A survivor of enforced disappearance under Sheikh Hasina returns home after over six years to see if the country’s political and social landscape has truly changed.

What Has Changed in Post-Hasina Bangladesh?

Chalk writing on the street proclaims “36 July” – i.e. August 5 – as “Victory Day Bangladesh.”

Credit: Saqlain Rizve

Last month, I returned to Bangladesh for three weeks. It was my first time back in my home country after over six years in exile. November 7, the date of my arrival there, holds a special meaning to me, as it was on this day in 2017 that agents of Sheikh Hasina’s regime abducted me and subjected me to torture in a case of enforced disappearance

For 44 agonizing days that November and December, I became one of the 3,500 individuals who were forcibly disappeared under Hasina’s reign. My hands were cuffed, my eyes were blindfolded, and time to time my captors would put a black hood over my blindfold to completely terrorize me. I still remember the voice of one of the captors, who said, “You are our slave now.”  The objective of that whole illegal operation was to completely break my free agency and human dignity. They succeeded – for a while.
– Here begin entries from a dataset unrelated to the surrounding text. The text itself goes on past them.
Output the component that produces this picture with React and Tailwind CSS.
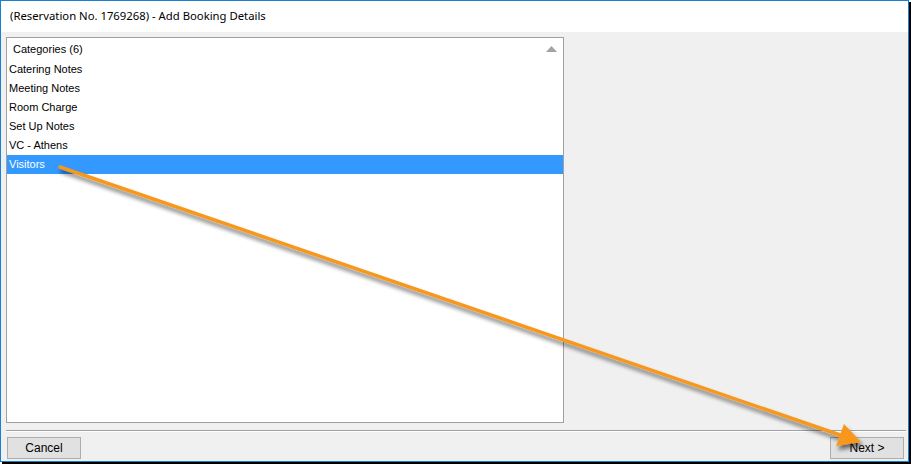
import React from 'react';

const items = ['Catering Notes', 'Meeting Notes', 'Room Charge', 'Set Up Notes', 'VC - Athens', 'Visitors'];

const Arrow = () => (
  <svg className="absolute inset-0 pointer-events-none" width="911" height="464" viewBox="0 0 911 464">
    <defs>
      <filter id="sh" x="-10%" y="-10%" width="120%" height="140%">
        <feGaussianBlur in="SourceAlpha" stdDeviation="2" />
        <feOffset dx="2" dy="4" result="b" />
        <feComponentTransfer>
          <feFuncA type="linear" slope="0.55" />
        </feComponentTransfer>
        <feMerge>
          <feMergeNode />
          <feMergeNode in="SourceGraphic" />
        </feMerge>
      </filter>
    </defs>
    <g filter="url(#sh)">
      <line x1="60" y1="167" x2="843" y2="436" stroke="#f7971c" strokeWidth="3.5" strokeLinecap="round" />
      <polygon points="861,442 836,446 844,424" fill="#f7971c" />
    </g>
  </svg>
);

export default function App() {
  return (
    <div className="relative w-[911px] h-[464px] bg-white" style={{ fontFamily: '"Liberation Sans", Arial, sans-serif' }}>
      <div className="w-[909px] h-[462px] border border-[#1b7fd0] shadow-[2px_2px_0_#000] flex flex-col bg-[#f0f0f0]">
        <div className="h-[31px] bg-white flex items-center pl-[9px] text-[11.3px] text-black" style={{ fontFamily: '"Noto Sans", sans-serif' }}>
          (Reservation No. 1769268) - Add Booking Details
        </div>
        <div className="flex-1 flex flex-col pt-[5px] pl-[5px] pr-[2px]">
          <div className="w-[558px] h-[386px] bg-white border border-[#a0a0a0] flex flex-col">
            <div className="h-[22px] flex items-center justify-between pl-[6px] pr-[4px] text-[11px] text-black">
              <span>Categories (6)</span>
              <svg width="11" height="6" viewBox="0 0 11 6" className="mr-[2px]">
                <polygon points="0,6 5.5,0 11,6" fill="#a3a3a3" />
              </svg>
            </div>
            {items.map((it) => (
              <div
                key={it}
                className={`h-[19px] flex items-center pl-[2px] text-[11px] ${it === 'Visitors' ? 'bg-[#3399ff] text-white' : 'text-black'}`}
              >
                {it}
              </div>
            ))}
          </div>
          <div className="mt-[7px] h-[2px] border-t border-[#a0a0a0] border-b border-b-white" />
          <div className="flex justify-between pt-[5px] pl-[1px] pr-[2px]">
            <button className="w-[74px] h-[22px] bg-[#e1e1e1] border border-[#adadad] text-[12px] text-black">Cancel</button>
            <button className="w-[74px] h-[22px] bg-[#e1e1e1] border border-[#adadad] text-[12px] text-black">Next &gt;</button>
          </div>
        </div>
      </div>
      <Arrow />
    </div>
  );
}
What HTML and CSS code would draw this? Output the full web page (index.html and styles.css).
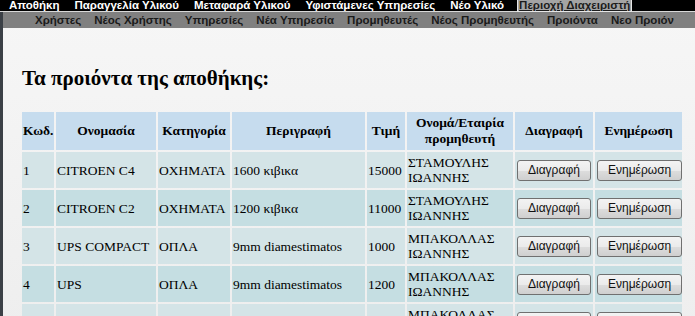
FILE: index.html
```html
<!DOCTYPE html>
<html lang="el">
<head>
<meta charset="utf-8">
<title>Προϊόντα</title>
<link rel="stylesheet" href="styles.css">
</head>
<body>
<nav class="topnav">
  <a href="#">Αποθήκη</a>
  <a href="#">Παραγγελία Υλικού</a>
  <a href="#">Μεταφαρά Υλικού</a>
  <a href="#">Υφιστάμενες Υπηρεσίες</a>
  <a href="#">Νέο Υλικό</a>
  <a href="#" class="active">Περιοχή Διαχειριστή</a>
</nav>
<div class="page">
  <nav class="subnav">
    <a href="#">Χρήστες</a>
    <a href="#">Νέος Χρήστης</a>
    <a href="#">Υπηρεσίες</a>
    <a href="#">Νέα Υπηρεσία</a>
    <a href="#">Προμηθευτές</a>
    <a href="#">Νέος Προμηθευτής</a>
    <a href="#">Προιόντα</a>
    <a href="#">Νεο Προιόν</a>
  </nav>
  <main class="content">
    <h1 class="title">Τα προιόντα της αποθήκης:</h1>
    <table class="products">
      <colgroup>
        <col class="c-id"><col class="c-name"><col class="c-cat"><col class="c-desc"><col class="c-price"><col class="c-sup"><col class="c-del"><col class="c-upd">
      </colgroup>
      <thead>
        <tr>
          <th class="left">Κωδ.</th>
          <th>Ονομασία</th>
          <th>Κατηγορία</th>
          <th>Περιγραφή</th>
          <th>Τιμή</th>
          <th>Ονομά/Εταιρία προμηθευτή</th>
          <th>Διαγραφή</th>
          <th>Ενημέρωση</th>
        </tr>
      </thead>
      <tbody>
        <tr>
          <td>1</td><td>CITROEN C4</td><td>ΟΧΗΜΑΤΑ</td><td>1600 κιβικα</td><td>15000</td><td>ΣΤΑΜΟΥΛΗΣ ΙΩΑΝΝΗΣ</td>
          <td><button class="btn">Διαγραφή</button></td><td><button class="btn">Ενημέρωση</button></td>
        </tr>
        <tr>
          <td>2</td><td>CITROEN C2</td><td>ΟΧΗΜΑΤΑ</td><td>1200 κιβικα</td><td>11000</td><td>ΣΤΑΜΟΥΛΗΣ ΙΩΑΝΝΗΣ</td>
          <td><button class="btn">Διαγραφή</button></td><td><button class="btn">Ενημέρωση</button></td>
        </tr>
        <tr>
          <td>3</td><td>UPS COMPACT</td><td>ΟΠΛΑ</td><td>9mm diamestimatos</td><td>1000</td><td>ΜΠΑΚΟΛΛΑΣ ΙΩΑΝΝΗΣ</td>
          <td><button class="btn">Διαγραφή</button></td><td><button class="btn">Ενημέρωση</button></td>
        </tr>
        <tr>
          <td>4</td><td>UPS</td><td>ΟΠΛΑ</td><td>9mm diamestimatos</td><td>1200</td><td>ΜΠΑΚΟΛΛΑΣ ΙΩΑΝΝΗΣ</td>
          <td><button class="btn">Διαγραφή</button></td><td><button class="btn">Ενημέρωση</button></td>
        </tr>
        <tr>
          <td>5</td><td>GLOCK 17</td><td>ΟΠΛΑ</td><td>9mm diamestimatos</td><td>800</td><td>ΜΠΑΚΟΛΛΑΣ ΙΩΑΝΝΗΣ</td>
          <td><button class="btn">Διαγραφή</button></td><td><button class="btn">Ενημέρωση</button></td>
        </tr>
      </tbody>
    </table>
  </main>
</div>
</body>
</html>
```
FILE: styles.css
```css
html, body {
  margin: 0;
  padding: 0;
}
body {
  background: #3b4046;
  font-family: "Liberation Serif", "Times New Roman", serif;
  color: #000;
  overflow: hidden;
}
.topnav {
  display: flex;
  align-items: center;
  gap: 15px;
  height: 11px;
  padding: 0 0 0 9px;
  background: #000;
  border-bottom: 1px solid #d8d8d8;
  white-space: nowrap;
}
.topnav a {
  font-family: "Liberation Sans", Arial, sans-serif;
  font-weight: bold;
  font-size: 11.5px;
  line-height: 11px;
  color: #fff;
  text-decoration: none;
}
.topnav a.active {
  background: #a4a4a4;
  color: #1c1c1c;
  text-decoration: underline;
  outline: 1px solid #e6e6e6;
  padding: 0 1px;
  margin-left: -1px;
}
.page {
  margin-left: 3px;
  background: linear-gradient(to bottom, #f6f6f6 0%, #ececec 100%);
  min-height: 400px;
}
.subnav {
  display: flex;
  align-items: center;
  gap: 13px;
  height: 16px;
  padding-left: 32px;
  background: #808080;
  white-space: nowrap;
}
.subnav a {
  font-family: "Liberation Sans", Arial, sans-serif;
  font-weight: bold;
  font-size: 11.5px;
  color: #1a1a1a;
  text-decoration: none;
}
.content {
  padding: 37px 0 0 19px;
}
.title {
  margin: 0 0 19px 0;
  font-size: 21px;
  line-height: 26px;
  font-weight: bold;
}
.products {
  border-collapse: separate;
  border-spacing: 2px;
  table-layout: fixed;
  width: 664px;
  margin-left: -2px;
  font-size: 13.5px;
}
.c-id { width: 32px; }
.c-name { width: 100px; }
.c-cat { width: 72px; }
.c-desc { width: 133px; }
.c-price { width: 38px; }
.c-sup { width: 106px; }
.c-del { width: 78px; }
.c-upd { width: 87px; }
.products th {
  background: #c6dcee;
  font-weight: bold;
  font-size: 13.5px;
  line-height: 16px;
  height: 38px;
  padding: 0 1px;
  text-align: center;
}
.products th.left {
  text-align: left;
}
.products td {
  padding: 3px 1px;
  line-height: 15px;
  height: 30px;
  vertical-align: middle;
  text-align: left;
}
.products tbody tr:nth-child(odd) td {
  background: #d4e4e7;
}
.products tbody tr:nth-child(even) td {
  background: #c5dee2;
}
.btn {
  font-family: "Liberation Sans", Arial, sans-serif;
  font-size: 12px;
  color: #111;
  height: 21px;
  padding: 0 10px;
  margin-left: 1px;
  border: 1px solid #707070;
  border-radius: 3px;
  background: linear-gradient(to bottom, #f3f3f3 0%, #ebebeb 50%, #dddddd 51%, #cfcfcf 100%);
}
```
However, unlike the many other Bangladeshis who never returned, I was fortunate to have been released – thanks in part to mounting national and international pressure – on the condition that I remain silent about who abducted me, tell the media a false story that I was abducted by some miscreants, and refrain from any “anti-state” research and writing. Soon after my release, I left home, traveling first to the United States, then Norway, and finally Australia, which I am now proud to call my new home.

For the past seven years, I have carried the trauma of those torturous experiences. The desperate cries of other illegally detained individuals still echo in my mind, and the pain of being forcibly separated from my family only deepened my sense of isolation. Yet during my exile, I continued to write and speak out against Hasina’s brutal regime.

However, every article I wrote, every conference I spoke at, and every media interview I gave, I had to go through a constant internal negotiation – as if, despite my body is being free, I was living in a mental prison. Despite my continued dilemma, I persisted and resisted Hasina’s authoritarian regime, as did many others. This resilience against authoritarian oppression transformed me from a victim into a survivor.

I was far from alone in suffering at the hands of the Hasina regime. After forming a government through free and participatory elections in 2008, Hasina did not permit any free elections over the next 16 years. Her regime was marked by gross acts of human rights violations, including extrajudicial killings and enforced disappearances that prompted the United States to levy human rights sanctions against the Rapid Action Battalion (RAB), a specialized security force. 

Hundreds and thousands were imprisoned by her government, and various intelligence agencies were encouraged to build chains of illegal secret prisons across the country. Hasina reigned by promoting a culture of fear and intimidation. Political opponents, academics, journalists, cartoonists, and critics – none of them was spared. On the other hand, with a persistent narrative of growth and stability, Hasina’s rule helped to  generate wealth for a few oligarchs who have questionable ties with her family.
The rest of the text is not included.